There are signs that Daniel Sturridge’s future lies away from Liverpool. Following a season of physical fragility and a questionable attitude/work ethic the writing appears to be on the wall for Sturbridge under the Klopp regime.
There can be no doubts about the quality that Sturridge possesses but his future at Anfield doesn’t necessarily depend on that. It is more dependent on whether or not he can physically cope with a season of league and cup competitions that come thick and fast but also, and perhaps more importantly, display an ability to contribute to all parts of the highly intensive tactical approach that Jurgen Klopp demands.
The phrase ‘dirty work’ is commonly used by football commentators or observers and they offer a misrepresentation of what they actually mean in the context they are used – especially when commenting on Klopp’s approach to football.

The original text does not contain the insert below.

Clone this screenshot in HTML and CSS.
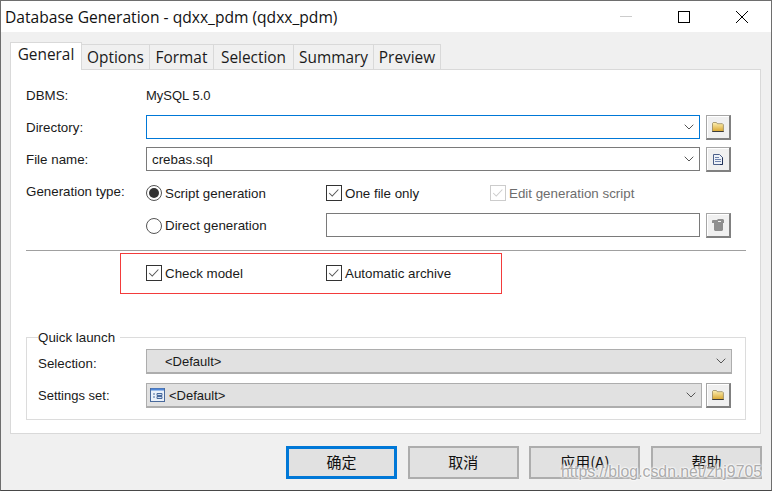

Competing and achieving results at the elite level is a right that has to be earned, there isn’t an opposition team, player or manager that is going to allow the other team to have a free pass. The so-called ‘dirty work’ within Klopp’s framework is nothing special but there are nuances to it. There is a huge misapprehension that all is required of the Liverpool players, including Daniel Sturridge, is to run around like headless chickens until the ball is back in their possession. Wrong. Players are required to win the ball back high up the pitch, in areas that have a high percentage chance of leading to shots on goal without compromising the team by leaving them open defensively.
Christian Benteke has already found out that if you are not willing to work for the team you will soon become surplus to requirements. As good as a player might be, Klopp is not interested in egos, he is a romantic and shows a passion for the game sadly missing from the majority of football managers and wants players to be as committed as possible, but why wouldn’t they be? What’s the problem?
The elephant in the room, as far as Klopp is concerned, is the fact that this is not his squad, in fairness it was barely Brendan Rodgers’ judging reports of the much-maligned transfer committee at Anfield. The lack of control over playing staff creates a number of problems and Daniel Sturridge is arguably showing all of those. The manager is there to get the best out the players and he’s not going to do that by throwing them under the bus and will always say the right things to the press about his players. However, Sturridge’s absence from the starting line-up has been conspicuous. It appears that the manager knows he has a good player but not one he wants for the future.
Sturridge exudes arrogance at times, an almost ‘too cool for school’ approach and he will always defend that as simply being naturally confident. The well-trodden cliche of ‘confidence is very close to arrogance’ is a misnomer, often used by someone that is just arrogant. You are either confident or arrogant.
Nicklas Bendtner was very similar and remains so, he is a player that at one point in his career said he would be the best footballer in the world, fittingly, he’s recently had his contract at Wolfsburg terminated. There is a reason that at the age of twenty-six, Sturridge is already at his fourth club and perhaps he needs to learn that unless you have a surname like Messi or Ronaldo you are expected to earn the right to play.
Sturridge is an infinitely better player than Bendtner. Of course, he is but it doesn’t mean to say that he won’t suffer the same ignominious demise. Of course, there will always be a club for Sturridge because of his quality and other teams and managers are willing to make compromises for such quality. The level of fulfilment of his career is yet to be seen and will only be seen at the end of his playing career but for a man fast approaching what many footballers would describe as their prime, he isn’t showing signs of a man desperate to fill his cabinet with silverware. Only Sturridge himself will know what his approach is but from the outside looking in the approach isn’t the right at this time and any decision to change the path he is currently on many now be out of his hands.